Il miglior allenatore degli ultimi 20 anni è spesso stato anche colui che ha formato tanti altri coach poi diventati vincenti su altre panchine. Nel caso di Malone invece, il merito di Popovich è stato un altro: quello di essersi fidato del suo intuito e di avergli trovato il primo lavoro
Avversari sì, ma non troppo. Complicato dimenticare infatti il passato che lega a doppio filo la carriera del coach di Denver all’amicizia consolidata negli anni con Gregg Popovich; mentore, estimatore e navigator (per dirla con termini moderni) di Malone quando nessuno ne aveva mai messo in evidenza il talento. Il fiuto dell’allenatore texano è ormai uno dei ritornelli più ripetuti e celebrati nelle ultime tre decadi nella Lega, ma il segreto per portare avanti da oltre 20 anni ad alto livello un progetto sempre vincente e in grado di competere, non lo ha ancora scoperto nessuno. “Beh, un piano per vincere questa partita c’era eccome – sottolinea Popovich, pronto nuovamente a vestire i panni dello stratega in vista di gara-7 – qualche volta le cose funzionano, altre volte no, ma non sono certo venuto qui a discutere le mie strategie con te. Con tutto il rispetto, eh. Anche perché non c’è nulla di segreto o di mai visto prima: le cose hanno funzionato come previsto, per fortuna”. Nessuno infatti meglio di lui riesce a immaginare mosse e adattamenti che puntualmente risultano vincenti: il “Bobby Fisher della NBA”, così lo aveva definito in conferenza stampa coach Malone, riferendosi a uno dei più grandi giocatori di scacchi della storia americana – protagonista dell’incontro del secolo contro Boris Spasskij, poi vinto dallo statunitense. Proprio come accade spesso contro coach Popovich – un uomo a cui dire grazie per Malone, prima ancora che un avversario da temere in vista di gara-7. Denver non vince una sfida da dentro o fuori da 25 anni (dai tempi di Dikembe Mutombo che esulta contro i Seattle Supersonics al termine di una lunga battaglia): un’astinenza che sperano giunga al termine tra 48 ore.

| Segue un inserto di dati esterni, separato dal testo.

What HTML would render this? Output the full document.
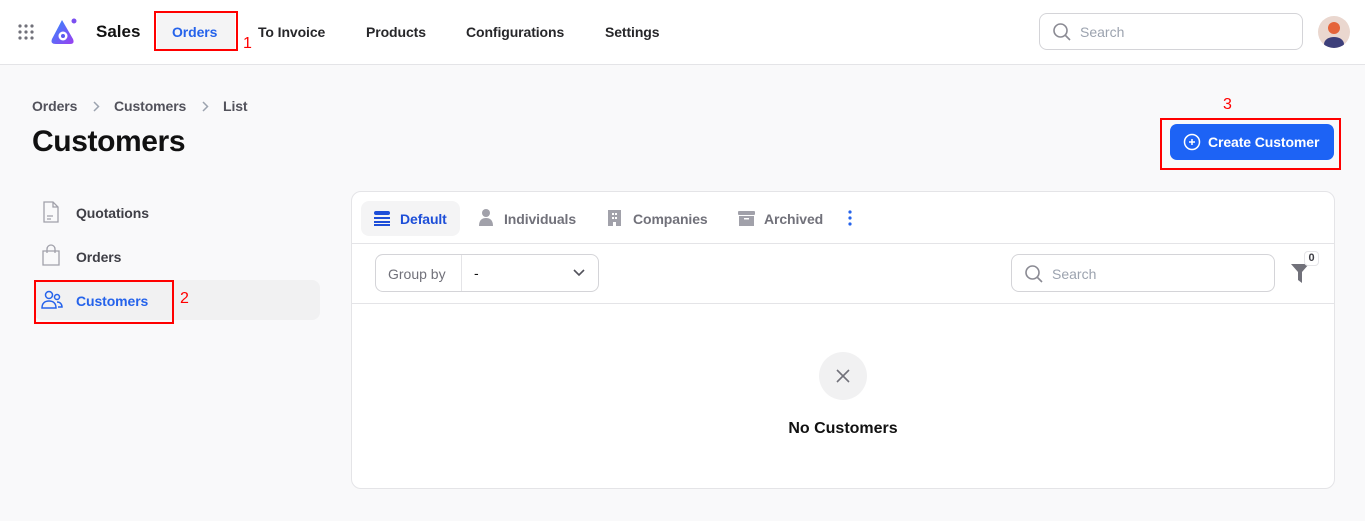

L’incontro in Argentina e la telefonata di Popovich ai Cavs
L’allenatore di Denver infatti ha più volte ricordato come la sua carriera in NBA sia iniziata grazie al collega degli Spurs. La storia era già venuta fuori qualche anno fa, nel 2014, prima di una sfida di regular season tra Spurs e Kings – la squadra all’epoca allenata da Malone. L’attuale coach dei Nuggets disse che non sarebbe mai riuscito a entrare nella Lega senza l’aiuto di Popovich, nonostante non fosse mai stato seduto al suo fianco in panchina prima di quel fortunato incontro nel 2005. Malone infatti non ha mai lavorato a San Antonio – fucina di assistenti allenatori di primissimo livello, da Mike Budenholzer a Brett Brown, giusto per fare qualche esempio tra gli ultimi a essersi affermati ad alto livello. Ma nonostante quello Popovich decise di dare una mano a Malone, incontrato durante un viaggio estivo di una settimana in Argentina al seguito dell’iniziativa “Basketball without Borders”, promossa da anni dalla NBA. Serate passate a discutere di storia della Russia e a bere buon vino: “Non ho provato a leccargli il c**o”, raccontò all’epoca Malone. “Sapeva che non stavo provando a mettermi in mostra o a far vedere quanto conoscessi la pallacanestro. Ho bevuto un bel po’ di vino quella settimana e non sono uno che lo fa molto spesso”. Bottiglie e storie che hanno pagato i loro dividendi: “Al termine di quel viaggio, Popovich mi disse: ‘Non ho la più pallida idea riguardo le tue conoscenze del Gioco, ma se avessi mai bisogno di un lavoro fammi sapere’. Un invito che non è caduto nel vuoto”. Dopo neanche sette giorni infatti, Malone ha subito preso il telefono per contattare l’allenatore dei texani e, prima di quanto potesse immaginare, fu contattato dai Cleveland Cavaliers di Mike Brown – un altro di quelli passati da San Antonio prima di spiccare il volo nella Lega. Popovich lo aveva convinto a prendere Malone. “È uno che ci sa fare con le persone, un uomo che i giocatori rispettano”. Una scommessa vinta, l’ennesima intuizione che spera possa non costargli cara in gara-7.